### WORK TO COMPLETE
Review the lines that follow and copy each one that contains the word "React".
— START OF DATA PROVIDED —
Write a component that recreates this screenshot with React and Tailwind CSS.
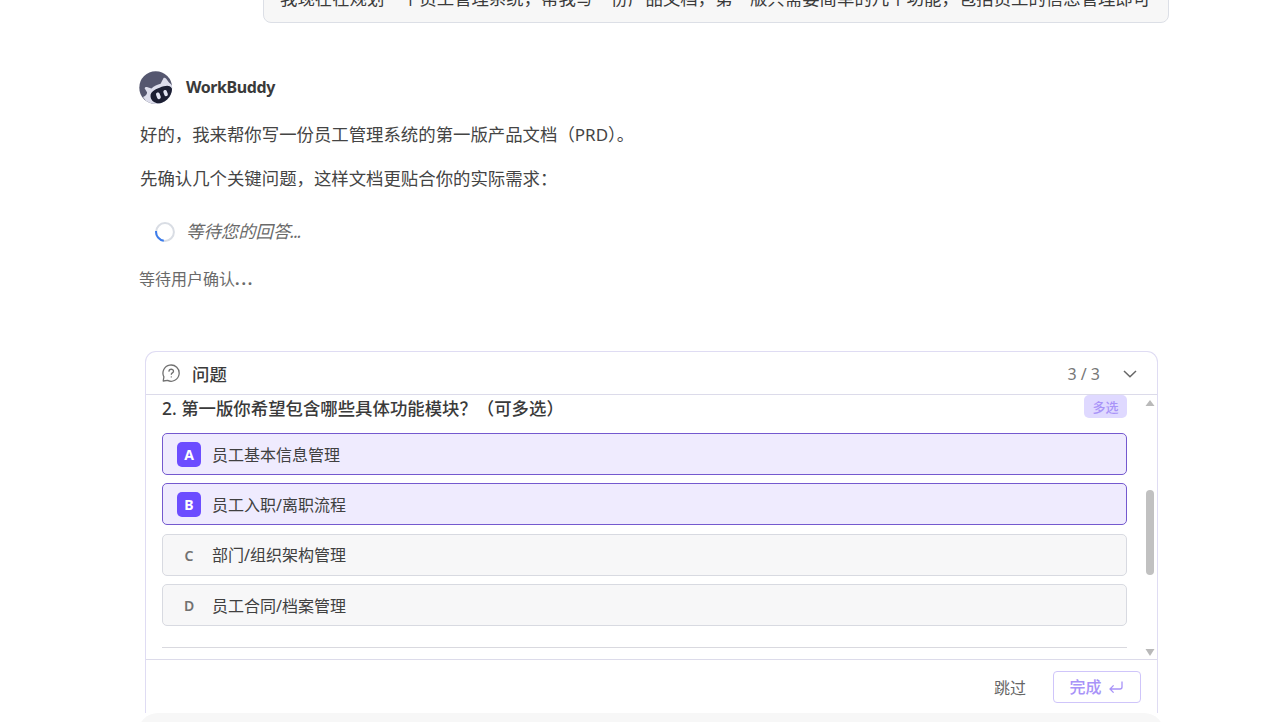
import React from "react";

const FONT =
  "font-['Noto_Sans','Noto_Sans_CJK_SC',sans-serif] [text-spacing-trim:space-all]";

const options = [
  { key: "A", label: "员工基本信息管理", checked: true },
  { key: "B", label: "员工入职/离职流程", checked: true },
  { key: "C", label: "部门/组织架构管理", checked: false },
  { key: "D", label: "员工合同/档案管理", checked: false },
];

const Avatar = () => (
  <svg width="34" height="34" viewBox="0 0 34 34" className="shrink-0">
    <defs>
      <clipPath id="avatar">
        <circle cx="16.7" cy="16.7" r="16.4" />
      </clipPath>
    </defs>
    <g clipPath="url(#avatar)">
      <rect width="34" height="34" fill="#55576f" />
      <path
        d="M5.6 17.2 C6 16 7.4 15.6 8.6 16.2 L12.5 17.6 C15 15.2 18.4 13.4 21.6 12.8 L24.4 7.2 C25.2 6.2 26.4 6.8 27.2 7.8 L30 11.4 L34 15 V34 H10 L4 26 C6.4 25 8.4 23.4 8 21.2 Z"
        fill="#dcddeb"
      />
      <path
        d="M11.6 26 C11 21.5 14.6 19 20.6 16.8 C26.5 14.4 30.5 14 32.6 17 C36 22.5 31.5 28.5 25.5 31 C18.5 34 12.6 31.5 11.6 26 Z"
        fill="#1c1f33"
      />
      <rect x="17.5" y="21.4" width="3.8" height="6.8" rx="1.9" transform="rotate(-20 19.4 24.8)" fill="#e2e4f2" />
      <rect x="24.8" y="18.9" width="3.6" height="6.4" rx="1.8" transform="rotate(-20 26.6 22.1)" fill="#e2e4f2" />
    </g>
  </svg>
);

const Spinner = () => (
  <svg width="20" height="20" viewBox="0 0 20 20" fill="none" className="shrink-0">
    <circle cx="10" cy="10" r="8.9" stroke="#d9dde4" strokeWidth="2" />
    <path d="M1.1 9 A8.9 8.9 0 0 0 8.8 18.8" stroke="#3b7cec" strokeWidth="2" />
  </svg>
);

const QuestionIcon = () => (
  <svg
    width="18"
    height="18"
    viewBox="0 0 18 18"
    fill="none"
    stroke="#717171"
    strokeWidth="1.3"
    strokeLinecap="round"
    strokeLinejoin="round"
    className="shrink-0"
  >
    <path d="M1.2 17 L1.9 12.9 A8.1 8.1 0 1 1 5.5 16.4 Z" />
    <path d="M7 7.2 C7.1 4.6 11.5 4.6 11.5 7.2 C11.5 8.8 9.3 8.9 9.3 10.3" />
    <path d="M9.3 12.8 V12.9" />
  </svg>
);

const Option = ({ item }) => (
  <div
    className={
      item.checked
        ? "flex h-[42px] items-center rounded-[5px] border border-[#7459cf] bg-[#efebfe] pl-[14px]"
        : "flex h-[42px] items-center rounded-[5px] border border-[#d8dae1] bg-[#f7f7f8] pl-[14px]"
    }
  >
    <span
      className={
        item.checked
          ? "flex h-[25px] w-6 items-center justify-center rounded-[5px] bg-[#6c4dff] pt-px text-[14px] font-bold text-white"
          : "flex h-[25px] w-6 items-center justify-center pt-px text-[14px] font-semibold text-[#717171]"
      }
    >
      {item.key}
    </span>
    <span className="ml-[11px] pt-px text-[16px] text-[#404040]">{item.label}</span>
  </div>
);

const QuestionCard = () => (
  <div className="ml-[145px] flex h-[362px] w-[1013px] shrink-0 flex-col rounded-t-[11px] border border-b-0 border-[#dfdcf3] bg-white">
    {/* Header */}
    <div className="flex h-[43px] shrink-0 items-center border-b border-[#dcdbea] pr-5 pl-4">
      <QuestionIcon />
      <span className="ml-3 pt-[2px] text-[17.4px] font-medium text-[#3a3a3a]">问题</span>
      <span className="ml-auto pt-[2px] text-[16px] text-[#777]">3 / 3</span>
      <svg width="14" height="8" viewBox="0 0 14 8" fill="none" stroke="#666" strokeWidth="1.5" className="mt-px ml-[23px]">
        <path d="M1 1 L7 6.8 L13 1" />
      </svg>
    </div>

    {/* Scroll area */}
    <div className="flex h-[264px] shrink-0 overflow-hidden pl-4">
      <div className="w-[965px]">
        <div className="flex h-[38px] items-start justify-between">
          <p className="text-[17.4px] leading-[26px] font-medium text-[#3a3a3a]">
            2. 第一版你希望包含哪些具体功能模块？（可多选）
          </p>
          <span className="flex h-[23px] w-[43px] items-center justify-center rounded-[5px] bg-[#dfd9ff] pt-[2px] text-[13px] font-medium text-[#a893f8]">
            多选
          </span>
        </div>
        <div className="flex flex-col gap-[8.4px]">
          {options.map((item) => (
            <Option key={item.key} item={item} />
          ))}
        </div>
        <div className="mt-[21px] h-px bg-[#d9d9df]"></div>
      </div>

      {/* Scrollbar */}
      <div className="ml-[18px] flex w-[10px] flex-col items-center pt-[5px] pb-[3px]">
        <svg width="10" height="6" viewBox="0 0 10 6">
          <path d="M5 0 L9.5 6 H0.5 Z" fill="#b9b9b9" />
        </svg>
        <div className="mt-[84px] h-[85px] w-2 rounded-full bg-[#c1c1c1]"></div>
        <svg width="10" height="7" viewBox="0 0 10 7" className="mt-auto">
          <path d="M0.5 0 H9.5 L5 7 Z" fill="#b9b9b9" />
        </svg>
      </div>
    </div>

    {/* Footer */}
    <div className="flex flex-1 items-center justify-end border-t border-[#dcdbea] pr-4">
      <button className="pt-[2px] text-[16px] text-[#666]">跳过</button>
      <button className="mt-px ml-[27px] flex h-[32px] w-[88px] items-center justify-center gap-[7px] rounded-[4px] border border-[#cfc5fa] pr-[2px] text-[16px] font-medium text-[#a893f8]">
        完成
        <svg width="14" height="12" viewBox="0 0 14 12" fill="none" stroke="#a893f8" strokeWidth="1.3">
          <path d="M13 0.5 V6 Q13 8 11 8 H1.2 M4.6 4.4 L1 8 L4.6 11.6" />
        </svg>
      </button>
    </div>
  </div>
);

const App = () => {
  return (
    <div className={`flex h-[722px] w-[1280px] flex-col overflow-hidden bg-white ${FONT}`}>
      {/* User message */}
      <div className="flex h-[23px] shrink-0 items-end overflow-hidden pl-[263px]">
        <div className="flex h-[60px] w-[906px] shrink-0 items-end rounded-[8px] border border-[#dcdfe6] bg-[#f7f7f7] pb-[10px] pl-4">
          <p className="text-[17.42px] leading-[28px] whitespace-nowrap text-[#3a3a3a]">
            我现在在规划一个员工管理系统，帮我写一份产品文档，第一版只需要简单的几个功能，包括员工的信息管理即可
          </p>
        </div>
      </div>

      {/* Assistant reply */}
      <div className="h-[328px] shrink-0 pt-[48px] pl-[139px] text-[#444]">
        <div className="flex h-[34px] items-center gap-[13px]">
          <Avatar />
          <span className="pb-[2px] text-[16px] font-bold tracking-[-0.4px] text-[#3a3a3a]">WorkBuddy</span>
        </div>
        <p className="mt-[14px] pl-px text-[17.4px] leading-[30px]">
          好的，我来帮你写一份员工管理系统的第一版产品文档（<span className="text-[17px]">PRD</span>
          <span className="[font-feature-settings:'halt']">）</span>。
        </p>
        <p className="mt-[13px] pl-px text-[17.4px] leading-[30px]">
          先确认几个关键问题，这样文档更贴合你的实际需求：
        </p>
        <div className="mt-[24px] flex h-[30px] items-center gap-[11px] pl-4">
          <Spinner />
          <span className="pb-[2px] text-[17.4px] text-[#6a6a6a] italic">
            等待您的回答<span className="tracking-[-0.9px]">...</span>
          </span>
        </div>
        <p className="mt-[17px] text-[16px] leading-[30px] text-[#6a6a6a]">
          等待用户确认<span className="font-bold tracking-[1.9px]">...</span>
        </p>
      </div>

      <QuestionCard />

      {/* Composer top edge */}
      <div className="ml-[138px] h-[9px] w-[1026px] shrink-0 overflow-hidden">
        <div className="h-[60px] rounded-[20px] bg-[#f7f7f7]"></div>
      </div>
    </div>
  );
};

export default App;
— END OF DATA PROVIDED —
### EXERCISE OUTPUT
Write a component that recreates this screenshot with React and Tailwind CSS.
import React from "react";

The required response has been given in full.